Thousands of tenants are in rent arrears with a growing number adding to the total every month, according to statistics from rent receivers.

Almost 95,000 tenants were at least two months behind with their rents in the quarter ending March 31 – an increase of 20% compared with 12 months ago and a 10.2% on the last three months of 2011, says Templeton LPA.

Landlords are also putting more possession cases before the courts, with the number of eviction orders granted up by 9% in a year.

As more tenants struggle with their rent, the firm predicts the number in serious arrears will top 100,000 by the end of June.

Director Paul Jardine said: “While the general tenant population has absorbed the rising cost of renting in the last two years, a minority of tenants are facing severe financial difficulties –a minority that is growing.

“These tenants have been pushed into deeper and deeper arrears by a combination of rising living costs, high rents and a weak labour market, and are now months behind with the rent cheque.

“In turn these severe rental arrears figures have been inflated by the ongoing impact of county court closures. The closures have prolonged arrears cases, with landlords less able to gain court dates to quickly remove non-paying tenants.”

The firm also warned that delays at court are increasing arrears as tenants who cannot pay are staying longer in their rented homes, which is impacting landlord and rent receiver cash flows.

“Despite the recent surge in severe arrears cases, overall tenant arrears have performed remarkably well given the challenging economic environment,” said Jardine.

“As we often see at this point in the year, more financially robust households are now paying down post-Christmas debt and putting their finances in order, which is helping to reduce the overall level of tenant arrears.”

Rent receivers are appointed by buy to let mortgage lenders to manage investment properties that are repossessed or where landlords have problems repaying loans.

Comments

6 years ago

I think landlords constantly putting up rents when money is short, wages frozen and inflation is high is contributing to this.
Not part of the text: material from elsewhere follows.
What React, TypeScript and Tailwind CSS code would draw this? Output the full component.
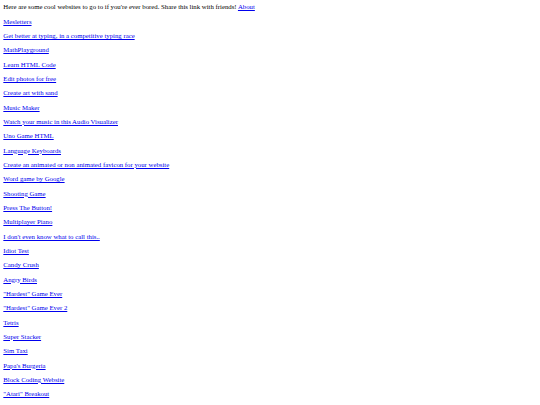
const links = [
    'Mesletters',
    'Get better at typing, in a competitive typing race',
    'MathPlayground',
    'Learn HTML Code',
    'Edit photos for free',
    'Create art with sand',
    'Music Maker',
    'Watch your music in this Audio Visualizer',
    'Uno Game HTML',
    'Language Keyboards',
    'Create an animated or non animated favicon for your website',
    'Word game by Google',
    'Shooting Game',
    'Press The Button!',
    'Multiplayer Piano',
    "I don't even know what to call this..",
    'Idiot Test',
    'Candy Crush',
    'Angry Birds',
    '"Hardest" Game Ever',
    '"Hardest" Game Ever 2',
    'Tetris',
    'Super Stacker',
    'Sim Taxi',
    "Papa's Burgeria",
    'Block Coding Website',
    '"Atari" Breakout',
];

export default function App() {
    return (
        <div className="min-h-[405px] bg-white px-[3.33px] pt-[3.33px] text-[6.78px] leading-[7.67px] text-black [font-family:'Liberation_Serif',serif]">
            <div className="flex flex-col gap-[6.67px]">
                <div>
                    Here are some cool websites to go to if you're ever bored. Share this link with friends!{' '}
                    <a href="#" className="text-[#0000ee] underline">About</a>
                </div>
                {links.map((label) => (
                    <p key={label}>
                        <a href="#" className="text-[#0000ee] underline">{label}</a>
                    </p>
                ))}
            </div>
        </div>
    );
}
Rents can only go up so much before the cracks get too big.

Paul Barrett

6 years ago

Rents will go up .but probably only to the point where all normal expenses are taken into account.
Discretionary spend like travel,clothes , holidays . socialising will not
The tenant should have just enough to exist on.
If he has any surplus then the rent can be increased.
Once you past the existence situation then I agree rents can't increase unless you source another tenant.
Remember most people have parents who will bail them out , so the rents can be increased to the amount a parent is prepared to pay.
Tenants will have to get used to having an existence and not a life.
Or go and rent somewhere cheaper.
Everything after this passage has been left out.